What is active storage about?
In most of the distributed storage systems, the data nodes are decoupled from compute nodes. Disaggregation of storage from the compute servers is motivated by an improved efficiency of storage utilization and a better and mutually independent scalability of computation and storage.
While the above consideration is indisputable, several situations exist where moving computation close to the data brings important benefits. In particular, whenever the stored data is to be processed for analytics purposes, all the data needs to be moved from the storage to the compute cluster (consuming network bandwidth). After some analytics on the data, in most cases the results need to go back to the storage.
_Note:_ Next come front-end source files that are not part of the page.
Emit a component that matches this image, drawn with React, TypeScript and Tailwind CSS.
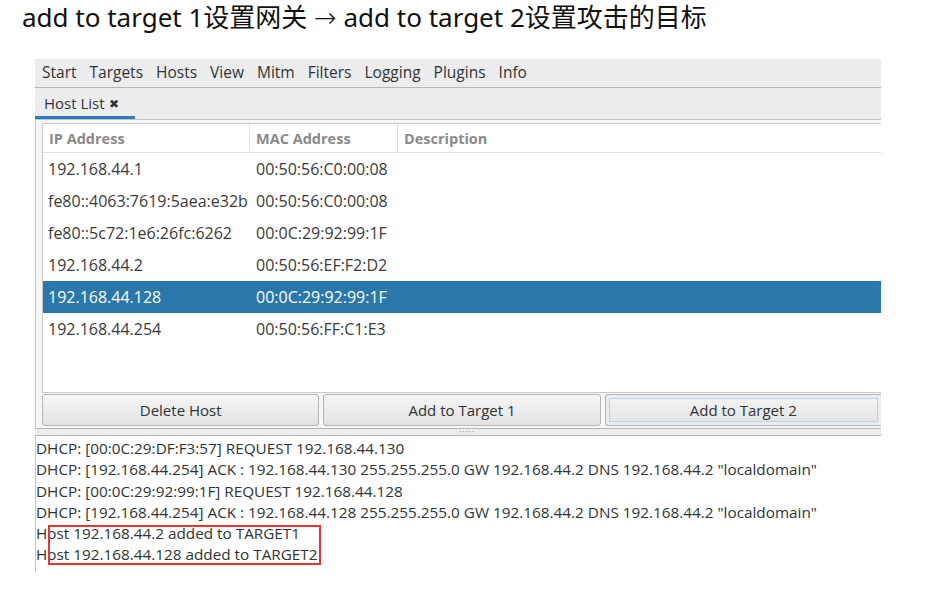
import React from "react";

const rows = [
  ["192.168.44.1", "00:50:56:C0:00:08"],
  ["fe80::4063:7619:5aea:e32b", "00:50:56:C0:00:08"],
  ["fe80::5c72:1e6:26fc:6262", "00:0C:29:92:99:1F"],
  ["192.168.44.2", "00:50:56:EF:F2:D2"],
  ["192.168.44.128", "00:0C:29:92:99:1F"],
  ["192.168.44.254", "00:50:56:FF:C1:E3"],
];

const logs = [
  "DHCP: [00:0C:29:DF:F3:57] REQUEST 192.168.44.130",
  'DHCP: [192.168.44.254] ACK : 192.168.44.130 255.255.255.0 GW 192.168.44.2 DNS 192.168.44.2 "localdomain"',
  "DHCP: [00:0C:29:92:99:1F] REQUEST 192.168.44.128",
  'DHCP: [192.168.44.254] ACK : 192.168.44.128 255.255.255.0 GW 192.168.44.2 DNS 192.168.44.2 "localdomain"',
  "Host 192.168.44.2 added to TARGET1",
  "Host 192.168.44.128 added to TARGET2",
];

const menus = ["Start", "Targets", "Hosts", "View", "Mitm", "Filters", "Logging", "Plugins", "Info"];

export default function App() {
  const ui = { fontFamily: '"Open Sans", "Noto Sans", sans-serif' };
  return (
    <div className="relative w-[937px] h-[595px] bg-white overflow-hidden">
      <div className="h-[59px] pt-[1px]">
        <div
          className="pl-[22px] text-[26px] leading-[32px] text-[#111] whitespace-nowrap"
          style={{ fontFamily: '"Noto Sans", "Noto Sans CJK SC", sans-serif' }}
        >
          add to target 1设置网关 <span style={{ fontFamily: '"DejaVu Sans", sans-serif' }} className="text-[27px] font-light">→</span> add to target 2设置攻击的目标
        </div>
      </div>
      <div className="ml-[35px] w-[846px] text-[#2e3436]" style={ui}>
        {/* menubar */}
        <div className="h-[29px] bg-[#ededed] border-b border-[#b8b8b8] flex items-center pl-[7px] gap-[13px] text-[15.5px]">
          {menus.map((m) => (
            <span key={m}>{m}</span>
          ))}
        </div>
        {/* tab bar */}
        <div className="h-[32px] bg-[#ededed] flex items-stretch border-b border-[#c4c4c4]">
          <div className="w-[100px] flex items-center pl-[9px] pt-[3px] text-[15px] border-b-[3px] border-[#2b7bc2]">
            <span>Host List</span>
            <span className="ml-[4px] text-[12px]">✖</span>
          </div>
        </div>
        {/* notebook page */}
        <div className="bg-[#f6f6f6] border-l border-[#c4c4c4] pl-[6px] pt-[3px] pb-[2px]">
          <div className="bg-white border border-[#c8c8c8] h-[270px] border-r-0">
            <div className="h-[29px] flex text-[14.5px] font-bold text-[#8a8a8a] border-b border-[#e2e2e2]">
              <div className="w-[207px] pl-[6px] pt-[1px] flex items-center border-r border-[#e2e2e2]">IP Address</div>
              <div className="w-[148px] pl-[6px] pt-[1px] flex items-center border-r border-[#e2e2e2]">MAC Address</div>
              <div className="flex-1 pl-[6px] pt-[1px] flex items-center">Description</div>
            </div>
            {rows.map(([ip, mac]) => {
              const sel = ip === "192.168.44.128";
              return (
                <div
                  key={ip}
                  className={`h-[32px] flex items-center text-[16px] ${sel ? "bg-[#2a77ab] text-white" : "text-[#3a3a3a]"}`}
                >
                  <div className="w-[207px] pl-[5px] whitespace-nowrap">{ip}</div>
                  <div className="w-[148px] pl-[6px] whitespace-nowrap">{mac}</div>
                </div>
              );
            })}
          </div>
          <div className="flex gap-[4px] mt-[1px] h-[32px] text-[15px]">
            {["Delete Host", "Add to Target 1", "Add to Target 2"].map((b, i) => (
              <div
                key={b}
                className={`flex-1 flex items-center justify-center rounded-[3px] border border-[#b4b4b4] bg-gradient-to-b from-[#f6f6f6] to-[#e2e2e2] ${i === 2 ? "rounded-r-none border-r-0 shadow-[inset_0_0_0_3px_#ececec,inset_0_0_0_4px_#bcd2e6]" : ""}`}
              >
                {b}
              </div>
            ))}
          </div>
        </div>
        {/* pane separator */}
        <div className="h-[8px] bg-[#ededed] border-t border-b border-[#b4b4b4] flex justify-start pl-[424px] items-center">
          <span className="text-[6px] leading-none tracking-[1px] text-[#aaa]">•••••</span>
        </div>
        {/* log */}
        <div className="bg-white border-l border-[#c4c4c4] h-[136px] pt-[2px] text-[15.3px] leading-[21.3px] text-[#2e3436]">
          {logs.map((l) => (
            <div key={l} className="whitespace-nowrap">{l}</div>
          ))}
        </div>
      </div>
      <div className="absolute left-[48px] top-[525px] w-[273px] h-[40px] border-2 border-[#ea3333]" />
    </div>
  );
}
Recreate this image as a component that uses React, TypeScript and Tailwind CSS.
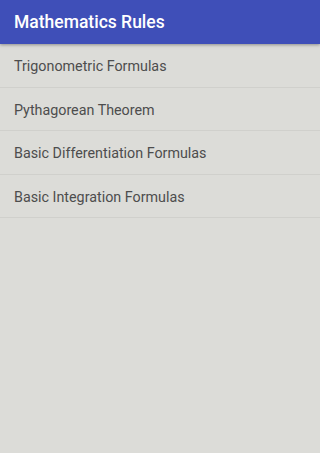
import React from 'react';

const rules = [
  'Trigonometric Formulas',
  'Pythagorean Theorem',
  'Basic Differentiation Formulas',
  'Basic Integration Formulas',
];

export default function App() {
  return (
    <div className="h-[453px] w-[320px] overflow-hidden bg-[#dcdcd8]" style={{ fontFamily: 'Roboto, "Noto Sans", sans-serif' }}>
      <div className="relative z-10 flex h-[44px] items-center bg-[#3f4fb8] px-[14px] shadow-[0_1px_3px_rgba(0,0,0,0.35)]">
        <h1 className="text-[17.5px] font-medium text-white">Mathematics Rules</h1>
      </div>
      <ul>
        {rules.map((rule) => (
          <li key={rule} className="flex h-[43.6px] items-center border-b border-[#d0d0cc] px-[14px] pt-[3px] text-[14.3px] text-[#4d4d4d]">
            {rule}
          </li>
        ))}
      </ul>
    </div>
  );
}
Another important observation is that large amounts of resources (CPU and memory) are available in the storage infrastructure which usually remain underutilized. Active storage is a research area that studies the effects of moving computation close to data and analyzes the fields of application where data locality actually introduces benefits. In short, active storage allows to run computation tasks where the data is, leveraging storage nodes’ underutilized resources, reducing data movement between storage and compute clusters.
There are many active storage frameworks in the research community. One example of active storage is is the OpenStack Storlets framework, developed by IBM and integrated within OpenStack Swift deployments. IOStack is European funded project, that builds around this concept for object storage. Another example is ZeroVM, which allows developers to push their application to their data instead of having to pull their data to their application.